* BEGIN *

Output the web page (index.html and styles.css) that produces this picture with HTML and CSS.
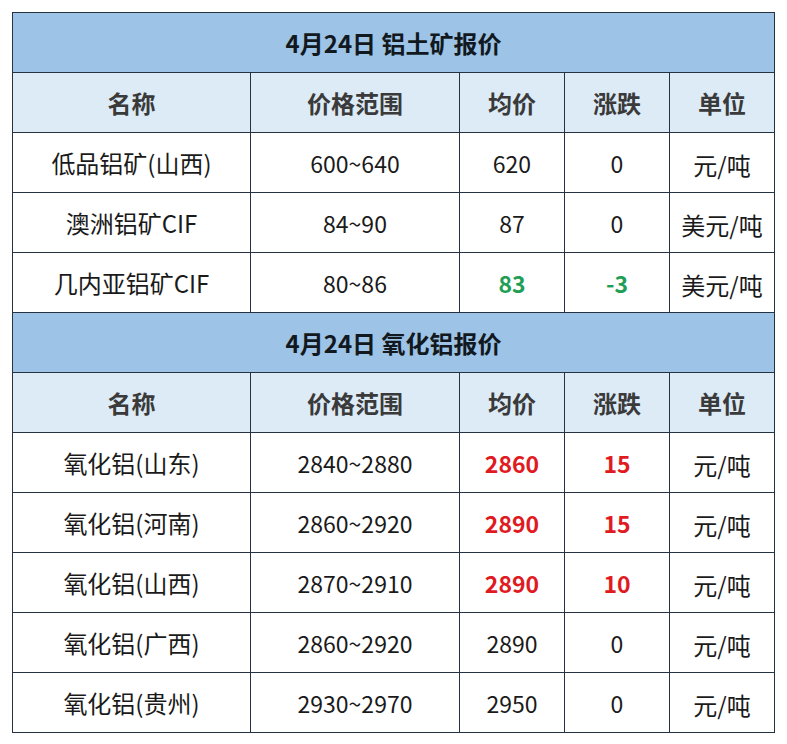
FILE: index.html
```html
<!DOCTYPE html>
<html lang="zh-CN">
<head>
<meta charset="utf-8">
<title>4月24日 铝土矿报价</title>
<link rel="stylesheet" href="styles.css">
</head>
<body>
<table class="quote">
  <colgroup>
    <col class="c-name"><col class="c-range"><col class="c-avg"><col class="c-chg"><col class="c-unit">
  </colgroup>
  <tbody>
    <tr class="title"><td colspan="5">4月24日 铝土矿报价</td></tr>
    <tr class="head"><td>名称</td><td>价格范围</td><td>均价</td><td>涨跌</td><td>单位</td></tr>
    <tr><td class="name">低品铝矿(山西)</td><td>600~640</td><td>620</td><td>0</td><td class="unit">元/吨</td></tr>
    <tr><td class="name">澳洲铝矿CIF</td><td>84~90</td><td>87</td><td>0</td><td class="unit">美元/吨</td></tr>
    <tr><td class="name">几内亚铝矿CIF</td><td>80~86</td><td class="down">83</td><td class="down">-3</td><td class="unit">美元/吨</td></tr>
    <tr class="title"><td colspan="5">4月24日 氧化铝报价</td></tr>
    <tr class="head"><td>名称</td><td>价格范围</td><td>均价</td><td>涨跌</td><td>单位</td></tr>
    <tr><td class="name">氧化铝(山东)</td><td>2840~2880</td><td class="up">2860</td><td class="up">15</td><td class="unit">元/吨</td></tr>
    <tr><td class="name">氧化铝(河南)</td><td>2860~2920</td><td class="up">2890</td><td class="up">15</td><td class="unit">元/吨</td></tr>
    <tr><td class="name">氧化铝(山西)</td><td>2870~2910</td><td class="up">2890</td><td class="up">10</td><td class="unit">元/吨</td></tr>
    <tr><td class="name">氧化铝(广西)</td><td>2860~2920</td><td>2890</td><td>0</td><td class="unit">元/吨</td></tr>
    <tr><td class="name">氧化铝(贵州)</td><td>2930~2970</td><td>2950</td><td>0</td><td class="unit">元/吨</td></tr>
  </tbody>
</table>
</body>
</html>
```

FILE: styles.css
```css
html, body {
  margin: 0;
  padding: 0;
  background: #ffffff;
}
body {
  padding: 12px 0 0 12px;
  font-family: "Noto Sans CJK SC", "Noto Sans", sans-serif;
  color: #1a1a1a;
}
.quote {
  border-collapse: collapse;
  table-layout: fixed;
  width: 763px;
}
.c-name { width: 238px; }
.c-range { width: 209px; }
.c-avg, .c-chg, .c-unit { width: 105px; }
.quote tr {
  height: 60px;
}
.quote td {
  border: 1px solid #253242;
  padding: 0;
  text-align: center;
  vertical-align: middle;
  font-size: 23px;
  line-height: 24px;
}
.quote tr.title td {
  background: #9dc3e6;
  font-weight: bold;
  color: #111820;
  font-size: 24px;
}
.quote tr.head td {
  background: #ddebf7;
  font-weight: bold;
  color: #3a3a3a;
  font-size: 24px;
}
.quote td.name {
  font-size: 24px;
}
.quote td.unit {
  font-size: 24px;
  padding-top: 4px;
}
.quote td.down {
  color: #1f9e55;
  font-weight: bold;
}
.quote td.up {
  color: #e01b1f;
  font-weight: bold;
}
```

* END *

* INSTRUCTIONS FOR THE TASK:
Report each line in the data that holds the word "index".

* SOLUTION BELOW:
Output the web page (index.html and styles.css) that produces this picture with HTML and CSS.
FILE: index.html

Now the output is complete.